Rows from a dataset of pages and code:
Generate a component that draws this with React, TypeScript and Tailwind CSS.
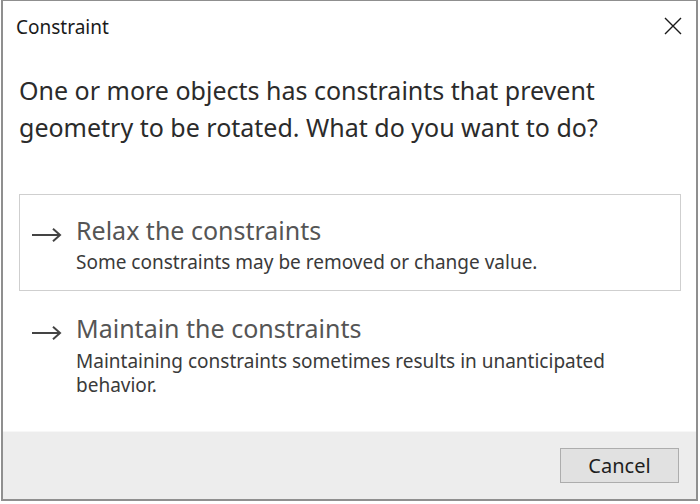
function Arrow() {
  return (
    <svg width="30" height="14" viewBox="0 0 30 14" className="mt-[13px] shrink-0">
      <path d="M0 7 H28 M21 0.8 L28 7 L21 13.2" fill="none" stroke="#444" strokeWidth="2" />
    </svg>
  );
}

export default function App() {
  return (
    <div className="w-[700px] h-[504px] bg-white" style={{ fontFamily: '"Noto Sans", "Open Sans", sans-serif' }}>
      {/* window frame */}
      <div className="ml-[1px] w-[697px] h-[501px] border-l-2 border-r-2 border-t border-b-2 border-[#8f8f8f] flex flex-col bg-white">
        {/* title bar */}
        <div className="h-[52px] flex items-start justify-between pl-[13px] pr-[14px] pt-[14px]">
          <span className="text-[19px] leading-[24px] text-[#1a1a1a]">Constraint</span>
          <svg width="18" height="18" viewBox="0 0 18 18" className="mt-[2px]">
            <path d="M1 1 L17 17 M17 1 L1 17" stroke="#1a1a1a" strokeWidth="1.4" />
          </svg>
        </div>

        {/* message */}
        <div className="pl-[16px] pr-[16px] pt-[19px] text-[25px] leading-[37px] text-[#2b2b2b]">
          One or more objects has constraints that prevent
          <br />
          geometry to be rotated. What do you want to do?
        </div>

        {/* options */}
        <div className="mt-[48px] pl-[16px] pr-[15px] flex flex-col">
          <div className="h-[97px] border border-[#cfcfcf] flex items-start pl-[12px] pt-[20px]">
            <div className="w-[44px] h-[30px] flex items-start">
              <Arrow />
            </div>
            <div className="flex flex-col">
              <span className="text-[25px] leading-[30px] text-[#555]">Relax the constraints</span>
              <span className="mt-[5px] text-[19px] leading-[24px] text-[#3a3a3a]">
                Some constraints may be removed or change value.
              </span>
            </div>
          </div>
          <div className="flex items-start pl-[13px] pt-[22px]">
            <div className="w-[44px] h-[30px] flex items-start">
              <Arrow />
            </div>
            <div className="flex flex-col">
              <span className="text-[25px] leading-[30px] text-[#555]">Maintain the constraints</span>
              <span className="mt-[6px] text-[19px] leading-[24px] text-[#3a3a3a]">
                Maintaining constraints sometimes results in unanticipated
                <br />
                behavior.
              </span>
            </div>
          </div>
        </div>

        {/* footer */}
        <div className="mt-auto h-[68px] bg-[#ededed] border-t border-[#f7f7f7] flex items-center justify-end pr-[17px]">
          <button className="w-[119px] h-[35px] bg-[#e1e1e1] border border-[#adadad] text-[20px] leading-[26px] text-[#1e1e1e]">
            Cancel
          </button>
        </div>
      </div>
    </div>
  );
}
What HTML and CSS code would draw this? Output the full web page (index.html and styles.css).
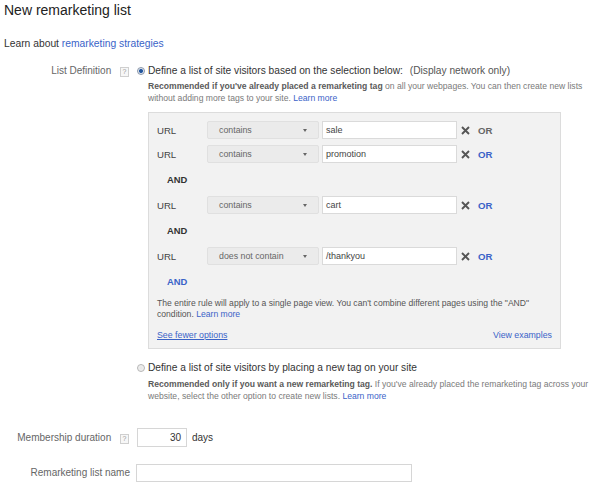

The request: Return a copy of every line that includes the word "What".

Written solution:
          geometry to be rotated. What do you want to do?
What HTML and CSS code would draw this? Output the full web page (index.html and styles.css).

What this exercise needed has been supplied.